"PENYELUNDUPAN" PASAL DI RUU EBT, GUNA TUNTASKAN "LEGO" PLN ??

"PENYELUNDUPAN" PASAL DI RUU EBT, GUNA TUNTASKAN "LEGO" PLN ??


Oleh : Ahmad Daryoko

Koordinator INVEST.


Dalam pembahasan RUU EBT (Energi Baru Terbarukan) yg diadakan lewat zoom oleh IRRES (sebuah NGO yg dipimpin DR. Marwan Batubara) beberapa hari yang lalu , seorang pembicara dari Anggota DPR RI Komisi VII menyampaikan bahwa ada pasal dalam konteks  "Power Wheeling System" yg di "selundupkan" oleh pihak  PEMERINTAH  lewat RUU EBT ini. 


Dikatakan bahwa "Power Wheeling" adalah pemanfaatan bersama  jaringan Transmisi dan Distribusi oleh entitas pembangkit dan ritail.
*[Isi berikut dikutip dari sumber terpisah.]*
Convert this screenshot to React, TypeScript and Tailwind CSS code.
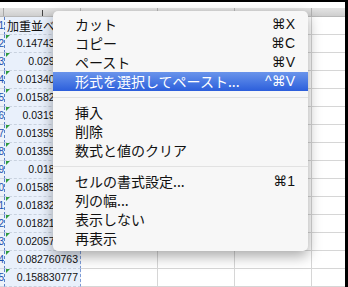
import React from "react";

const values = [
  "0.147432658",
  "0.0291846",
  "0.013405218",
  "0.015823647",
  "0.03192847",
  "0.013591204",
  "0.013557382",
  "0.0189547",
  "0.015852931",
  "0.018326574",
  "0.018219863",
  "0.020573418",
  "0.082760763",
  "0.158830777",
];

type Item = { label: string; key?: string; active?: boolean } | "sep";

const items: Item[] = [
  { label: "カット", key: "⌘X" },
  { label: "コピー", key: "⌘C" },
  { label: "ペースト", key: "⌘V" },
  { label: "形式を選択してペースト...", key: "^⌘V", active: true },
  "sep",
  { label: "挿入" },
  { label: "削除" },
  { label: "数式と値のクリア" },
  "sep",
  { label: "セルの書式設定...", key: "⌘1" },
  { label: "列の幅..." },
  { label: "表示しない" },
  { label: "再表示" },
];

function GreenMark() {
  return (
    <span className="absolute left-[1px] top-0 w-0 h-0 border-t-[4px] border-t-[#2f9a3c] border-r-[4px] border-r-transparent" />
  );
}

function Row({ n, children }: { n: number; children?: React.ReactNode }) {
  return (
    <div className="flex h-[18px]">
      <div className="w-[4px] overflow-hidden flex justify-end border-b border-[#d2d8e2] bg-[#eef2f8]">
        <span className="text-[10px] leading-[18px] text-[#1d4fae] shrink-0">{n}</span>
      </div>
      <div className="relative w-[77px] border-l border-dashed border-l-[#5a7fc6] border-r border-r-[#7d9bd6] border-b border-b-[#c9d2df] bg-[#e9f0fb]">
        {children}
      </div>
      <div className="w-[77px] border-r border-b border-[#d6d6d6]" />
      <div className="w-[77px] border-r border-b border-[#d6d6d6]" />
      <div className="w-[77px] border-r border-b border-[#d6d6d6]" />
      <div className="flex-1 border-b border-[#d6d6d6]" />
    </div>
  );
}

function ContextMenu() {
  return (
    <div className="absolute left-[53px] top-[11px] w-[255px] h-[240px] rounded-[5px] bg-[#f7f7f7] shadow-[0_5px_14px_rgba(0,0,0,0.35)] pt-[4px] font-['Noto_Sans_CJK_JP',sans-serif] text-[14px] text-[#111]">
      {items.map((it, i) =>
        it === "sep" ? (
          <div key={i} className="h-[12px] flex items-center">
            <div className="w-full h-[1px] bg-[#e2e2e2]" />
          </div>
        ) : (
          <div
            key={i}
            className={
              it.active
                ? "flex items-center justify-between h-[19px] pl-[22px] pr-[13px] bg-gradient-to-b from-[#6a94eb] to-[#2c5edb] text-white"
                : "flex items-center justify-between h-[19px] pl-[22px] pr-[13px]"
            }
          >
            <span className="leading-[19px]">{it.label}</span>
            {it.key && (
              <span className="font-['Liberation_Sans','DejaVu_Sans',sans-serif] text-[14px] leading-[19px]">
                {it.key}
              </span>
            )}
          </div>
        )
      )}
    </div>
  );
}

export default function App() {
  return (
    <div className="relative w-[348px] h-[287px] overflow-hidden bg-white flex font-['Liberation_Sans',sans-serif]">
      <div className="w-[345px] flex flex-col">
        <div className="h-[2px] bg-black" />
        <div className="h-[8px] bg-white" />
        {/* column headers */}
        <div className="flex h-[12px] bg-gradient-to-b from-[#e4e4e4] to-[#cfcfcf] border-b border-[#b9b9b9]">
          <div className="w-[4px] border-r border-[#a9a9a9]" />
          <div className="relative w-[77px] border-r border-[#b3b3b3]">
            <span className="absolute left-[38px] top-[2px] w-[1px] h-[6px] bg-[#444]" />
          </div>
          <div className="w-[77px] border-r border-[#b3b3b3]" />
          <div className="w-[77px] border-r border-[#b3b3b3]" />
          <div className="w-[77px] border-r border-[#b3b3b3]" />
          <div className="flex-1" />
        </div>
        <Row n={1}>
          <span className="block pl-[2px] text-[12px] leading-[17px] whitespace-nowrap overflow-hidden font-['Noto_Sans_CJK_JP',sans-serif] text-[#111]">
            加重並べ替え平均
          </span>
        </Row>
        {values.map((v, i) => (
          <Row key={i} n={i + 2}>
            <GreenMark />
            <span className="block text-right pr-[2px] text-[10.5px] leading-[17px] text-[#111] whitespace-nowrap">
              {v}
            </span>
          </Row>
        ))}
      </div>
      <div className="w-[3px] bg-black" />
      <ContextMenu />
    </div>
  );
}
Atau dengan kata lain sebagai usaha "privatisasi" Transmisi dan Distribusi PLN (sebagaimana sudah terjadi di sisi pembangkit dan ritail). Namun dikatakan oleh Anggota DPR tersebut bahwa usulan Pemerintah itu ditolak. Yang dikatakan sebagai pihak Pemerintah disini tentunya kelompok Kementerian ESDM, BUMN dan PLN sendiri. 


Perlu diketahui sesuai konsep "The Power Sector Restructuring Program" (PSRP), bahwa PLN Jawa-Bali di privatisasi/dijual, sedang PLN Luar Jawa-Bali kelak akan diserahkan ke PEMDA ! 
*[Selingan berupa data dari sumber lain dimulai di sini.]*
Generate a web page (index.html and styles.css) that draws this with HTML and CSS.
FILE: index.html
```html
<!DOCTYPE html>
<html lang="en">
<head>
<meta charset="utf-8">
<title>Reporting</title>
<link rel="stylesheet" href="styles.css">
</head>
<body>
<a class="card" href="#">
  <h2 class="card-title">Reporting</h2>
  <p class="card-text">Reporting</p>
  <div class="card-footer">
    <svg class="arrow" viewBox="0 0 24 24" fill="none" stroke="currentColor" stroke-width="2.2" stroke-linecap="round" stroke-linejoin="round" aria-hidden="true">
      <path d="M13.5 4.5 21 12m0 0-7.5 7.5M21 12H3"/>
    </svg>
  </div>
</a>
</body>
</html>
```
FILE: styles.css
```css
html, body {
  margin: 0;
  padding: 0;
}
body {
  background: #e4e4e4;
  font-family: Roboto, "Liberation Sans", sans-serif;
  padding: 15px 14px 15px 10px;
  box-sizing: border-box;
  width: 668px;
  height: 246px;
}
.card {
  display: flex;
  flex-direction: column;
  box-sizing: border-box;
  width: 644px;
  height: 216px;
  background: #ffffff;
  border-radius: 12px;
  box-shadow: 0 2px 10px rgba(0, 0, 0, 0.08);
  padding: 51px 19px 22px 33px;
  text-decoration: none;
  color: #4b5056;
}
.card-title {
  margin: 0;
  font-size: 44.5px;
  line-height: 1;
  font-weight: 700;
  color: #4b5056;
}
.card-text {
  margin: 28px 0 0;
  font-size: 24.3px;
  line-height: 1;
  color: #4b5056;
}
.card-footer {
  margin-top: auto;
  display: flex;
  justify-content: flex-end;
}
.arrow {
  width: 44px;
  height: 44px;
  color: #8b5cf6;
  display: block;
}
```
Sehingga untuk Jawa-Bali saat ini sudah terjadi privatisasi/penjualan PLN  dimana di sisi pembangkit sudah dikuasai oleh Shenhua, Huadian, Chengda, GE, Mitshui, Marubeni, Jerra, Mitsubishi, Itechu dll (yang diantaranya didalam nya ada saham JK, Luhut, Dahlan Iskan, Erick Tohir dkk). Sedangkan pada sisi ritail Dahlan Iskan telah menjualnya ke Taipan 9 Naga mulai 2010. Dengan demikian PLN  kawasan Jawa-Bali sudah terjadi "Unbundling Vertikal" secara total dan PLN hanya mengoperasikan Transmisi dan Distribusi saja, serta hanya dipinjam namanya saja terlebih saat dipakai untuk menagih subsidi listrik ke Pemerintah (atau sebagai "Debt Colector" dari Kartel Listrik Swasta). 


Dengan kondisi seperti diatas mestinya Jawa-Bali sudah dalam kondisi mekanisme kompetisi penuh atau "Multy Buyer and Multy Seller" (MBMS) System. Namun Pemerintah ber inisiatif untuk menebus MBMS tersebut dengan subsidi sebesar rata2 Rp 200 triliun per tahun (Repelita Online, 8 Nopember 2020), namun PLN selalu mengatakan dalam Laporan Keuangannya bahwa masih untung antara Rp 5 triliun - Rp 14 triliun tiap tahunnya. 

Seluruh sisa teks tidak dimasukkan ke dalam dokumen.